ENTRIES PROVIDED >>

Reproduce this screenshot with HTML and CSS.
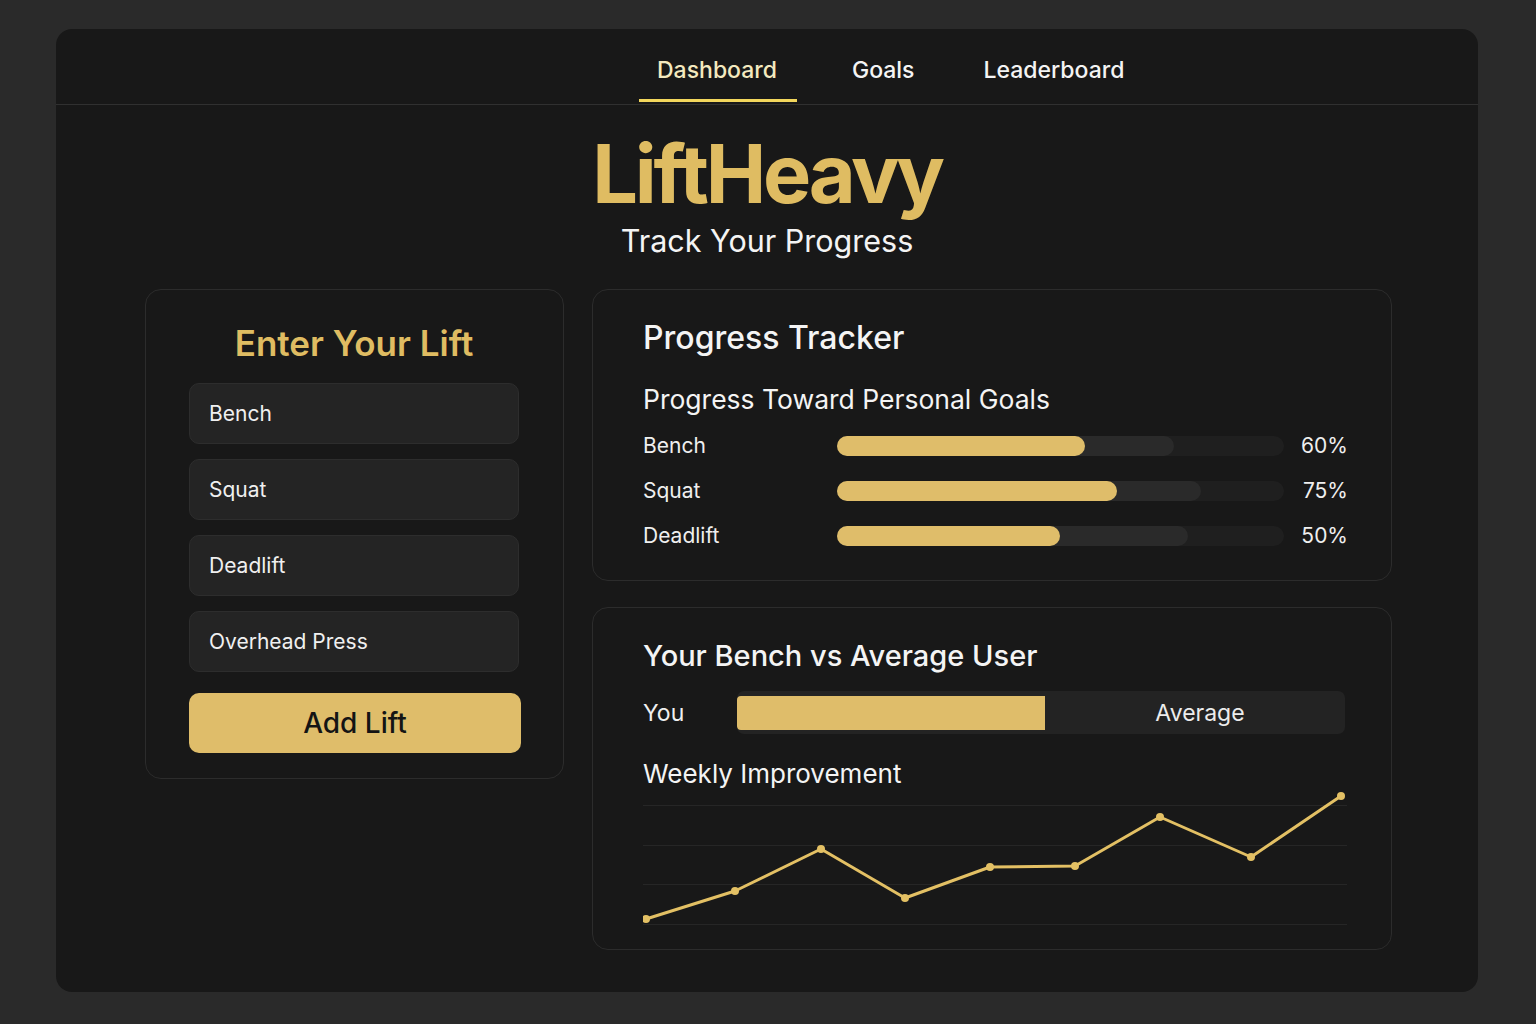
FILE: index.html
```html
<!DOCTYPE html>
<html lang="en">
<head>
<meta charset="utf-8">
<title>LiftHeavy</title>
<link rel="stylesheet" href="styles.css">
</head>
<body>
<div class="window">
  <nav class="nav">
    <a class="nav-item active">Dashboard</a>
    <a class="nav-item nav-tight">Goals</a>
    <a class="nav-item">Leaderboard</a>
  </nav>
  <header class="hero">
    <h1 class="brand">LiftHeavy</h1>
    <p class="tagline">Track Your Progress</p>
  </header>
  <main class="content">
    <section class="card entry">
      <h2 class="entry-title">Enter Your Lift</h2>
      <div class="field">Bench</div>
      <div class="field">Squat</div>
      <div class="field">Deadlift</div>
      <div class="field">Overhead Press</div>
      <button class="add-btn">Add Lift</button>
    </section>
    <div class="right-col">
      <section class="card tracker">
        <h2 class="card-title">Progress Tracker</h2>
        <h3 class="sub-title">Progress Toward Personal Goals</h3>
        <div class="goal-row">
          <span class="goal-label">Bench</span>
          <div class="track">
            <div class="track-mid" style="width:75.4%"></div>
            <div class="track-fill" style="width:55.5%"></div>
          </div>
          <span class="goal-pct">60%</span>
        </div>
        <div class="goal-row">
          <span class="goal-label">Squat</span>
          <div class="track">
            <div class="track-mid" style="width:81.4%"></div>
            <div class="track-fill" style="width:62.6%"></div>
          </div>
          <span class="goal-pct">75%</span>
        </div>
        <div class="goal-row">
          <span class="goal-label">Deadlift</span>
          <div class="track">
            <div class="track-mid" style="width:78.5%"></div>
            <div class="track-fill" style="width:49.9%"></div>
          </div>
          <span class="goal-pct">50%</span>
        </div>
      </section>
      <section class="card compare">
        <h2 class="card-title compare-title">Your Bench vs Average User</h2>
        <div class="compare-row">
          <span class="you-label">You</span>
          <div class="compare-bar">
            <div class="compare-you"></div>
            <div class="compare-avg">Average</div>
          </div>
        </div>
        <h3 class="sub-title weekly">Weekly Improvement</h3>
        <svg class="chart" width="706" height="140" viewBox="0 0 706 140">
          <g stroke="#262626" stroke-width="1">
            <line x1="0" y1="14.5" x2="704" y2="14.5"/>
            <line x1="0" y1="54.5" x2="704" y2="54.5"/>
            <line x1="0" y1="93.5" x2="704" y2="93.5"/>
            <line x1="0" y1="133.5" x2="704" y2="133.5"/>
          </g>
          <polyline fill="none" stroke="#e3c064" stroke-width="3" stroke-linejoin="round" stroke-linecap="round"
            points="3,128 92,100 178,58 262,107 347,76 432,75 517,26 608,66 698,5"/>
          <g fill="#e3c064">
            <circle cx="3" cy="128" r="4"/>
            <circle cx="92" cy="100" r="4"/>
            <circle cx="178" cy="58" r="4"/>
            <circle cx="262" cy="107" r="4"/>
            <circle cx="347" cy="76" r="4"/>
            <circle cx="432" cy="75" r="4"/>
            <circle cx="517" cy="26" r="4"/>
            <circle cx="608" cy="66" r="4"/>
            <circle cx="698" cy="5" r="4"/>
          </g>
        </svg>
      </section>
    </div>
  </main>
</div>
</body>
</html>
```
FILE: styles.css
```css
* { box-sizing: border-box; }
html, body { margin: 0; padding: 0; }
body {
  background: #2a2a2a;
  font-family: Inter, "Noto Sans", "Liberation Sans", sans-serif;
  color: #f2f2f2;
  padding: 29px 58px 32px 56px;
  height: 1024px;
  overflow: hidden;
}
.window {
  width: 1422px;
  height: 963px;
  background: #181818;
  border-radius: 16px;
  overflow: hidden;
}
.nav {
  display: flex;
  gap: 37px;
  padding-left: 583px;
  height: 76px;
  border-bottom: 1px solid #303030;
}
.nav-item {
  font-size: 23px;
  font-weight: 500;
  line-height: 28px;
  padding: 27px 20px 15px 18px;
  border-bottom: 3px solid transparent;
  margin-bottom: 2px;
  color: #f4f4f4;
  height: 73px;
}
.nav-item.nav-tight { padding-right: 14px; }
.nav-item.active {
  color: #f3e9bf;
  border-bottom-color: #f2d65c;
}
.hero {
  text-align: center;
  padding-top: 24px;
}
.brand {
  margin: 0;
  font-size: 81px;
  line-height: 90px;
  font-weight: 700;
  letter-spacing: -3.3px;
  color: #dfbc62;
}
.tagline {
  margin: 2px 0 0;
  font-size: 30.5px;
  line-height: 40px;
  color: #f4f4f4;
}
.content {
  display: flex;
  gap: 28px;
  width: 1247px;
  margin: 28px 0 0 89px;
  align-items: flex-start;
}
.card {
  border: 1px solid #2c2c2c;
  border-radius: 16px;
  background: #181818;
}
.entry {
  width: 419px;
  height: 490px;
  padding: 33px 44px 0 43px;
  display: flex;
  flex-direction: column;
}
.entry-title {
  margin: 0 0 20px;
  text-align: center;
  font-size: 35px;
  line-height: 40px;
  font-weight: 600;
  color: #dfbc62;
}
.field {
  height: 61px;
  background: #242424;
  border: 1px solid #2d2d2d;
  border-radius: 10px;
  font-size: 21px;
  line-height: 59px;
  padding-left: 19px;
  margin-bottom: 15px;
  color: #f0f0f0;
}
.field:nth-of-type(4) { margin-bottom: 21px; }
.add-btn {
  height: 60px;
  width: 332px;
  border: none;
  border-radius: 10px;
  background: #dfbd6a;
  font-family: inherit;
  font-size: 28px;
  font-weight: 500;
  color: #141414;
}
.right-col {
  width: 800px;
  display: flex;
  flex-direction: column;
  gap: 26px;
}
.tracker {
  height: 292px;
  padding: 29px 43px 0 50px;
}
.card-title {
  margin: 0;
  font-size: 32px;
  line-height: 38px;
  font-weight: 500;
  color: #f4f4f4;
}
.sub-title {
  margin: 26px 0 8px;
  font-size: 26.5px;
  line-height: 32px;
  font-weight: 400;
  color: #f4f4f4;
}
.goal-row {
  display: flex;
  align-items: center;
  height: 45px;
}
.goal-label {
  width: 194px;
  font-size: 21px;
  color: #efefef;
}
.track {
  position: relative;
  width: 447px;
  height: 20px;
  border-radius: 10px;
  background: #1f1f1f;
}
.track-mid, .track-fill {
  position: absolute;
  left: 0;
  top: 0;
  height: 20px;
  border-radius: 10px;
}
.track-mid { background: #2a2a2a; }
.track-fill { background: #dfbd6a; }
.goal-pct {
  flex: 1;
  text-align: right;
  font-size: 21px;
  color: #efefef;
}
.compare {
  height: 343px;
  padding: 30px 46px 0 50px;
}
.compare-title {
  font-size: 29px;
  line-height: 36px;
}
.compare-row {
  display: flex;
  align-items: center;
  margin-top: 17px;
  height: 43px;
}
.you-label {
  width: 94px;
  font-size: 23px;
  color: #efefef;
}
.compare-bar {
  display: flex;
  align-items: center;
  width: 608px;
  height: 43px;
  background: #232323;
  border-radius: 7px;
  overflow: hidden;
}
.compare-you {
  width: 308px;
  height: 34px;
  background: #dfbd6a;
  border-radius: 4px 0 0 4px;
}
.compare-avg {
  flex: 1;
  text-align: center;
  font-size: 23px;
  color: #ececec;
  padding-left: 10px;
}
.weekly {
  margin: 23px 0 0;
  font-size: 26px;
  line-height: 34px;
}
.chart {
  display: block;
}
```
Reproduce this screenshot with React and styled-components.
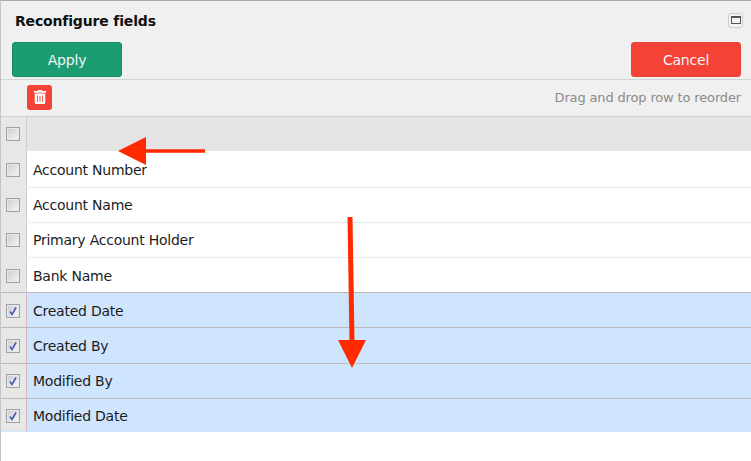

WRITTEN INSTRUCTION >>
From the data above, copy each line that has the string "Reproduce".

RESULT OF THIS EXERCISE >>
Reproduce this screenshot with HTML and CSS.
Reproduce this screenshot with React and styled-components.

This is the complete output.